L’antagonisme entre les personnages s’envenime ; on en vient à de cuisantes invectives. Le fils, écrivain décalé, joue le rôle de miroir révélateur des travers des autres. Les protagonistes de ce huis clos destructeur ne cessent de se parler, pour se dire qu’ils devraient se parler. Ils ne se donnent de l’amour que par exception, comme dans l’inadvertance d’un moment de déjection. Lucides et rageurs, ils finissent par réclamer la cessation de leurs rapports. Les acteurs exécutent leur partition de façon irréprochable, emmenés par un Jean-Pierre Darroussin magistral. On assiste à un spectacle de qualité, qui finit par conduire son public à son absence de terme ; les paroles cessent à un moment sans que l’on ne soit parvenu au moindre dénouement. Jean-Louis Martinelli se tire une fois de plus avec brio, sans grâce mais avec une indéniable efficacité, de l’exercice difficile de faire durer cette infernale claustration collective.
christophe giolito
Calme
de Lars Noren
Mise en scène Jean-Louis Martinelli
Avec : Delphine Chuillot, Jean-Pierre Darroussin, Alban Guyon, Christiane Millet, Nicolas Pirson.

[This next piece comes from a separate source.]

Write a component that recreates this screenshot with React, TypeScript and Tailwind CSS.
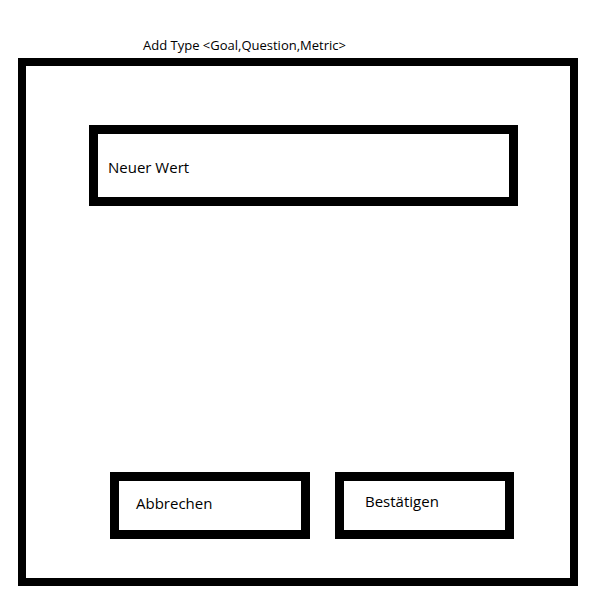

Traduction Camilla Bouchet ; adaptation Jean-Louis Martinelli ; scénographie Gilles Taschet ; lumière Jean-Marc Skatchko ; son Jean-Damien Ratel ; costumes Karine Vintache assistée de Séverine Lustière ; assistante à la mise en scène Amélie Wendling.
Production : Théâtre Nanterre-Amandiers
Au Théâtre Nanterre-Amandiers, 7 avenue Pablo-Picasso, 92022 Nanterre Cedex
Location 01 46 14 70 00, http://www.nanterre-amandiers.com/2012–2013/calme
Du 18 janvier au 23 février 2013, Grande Salle
Tous les jours à 20h sauf le dimanche à 15h30 et le jeudi à 19h30 — Relâche le lundi
Durée : 3h15 entracte compris
Le texte Calme est publié aux éditions de L’Arche en 2012.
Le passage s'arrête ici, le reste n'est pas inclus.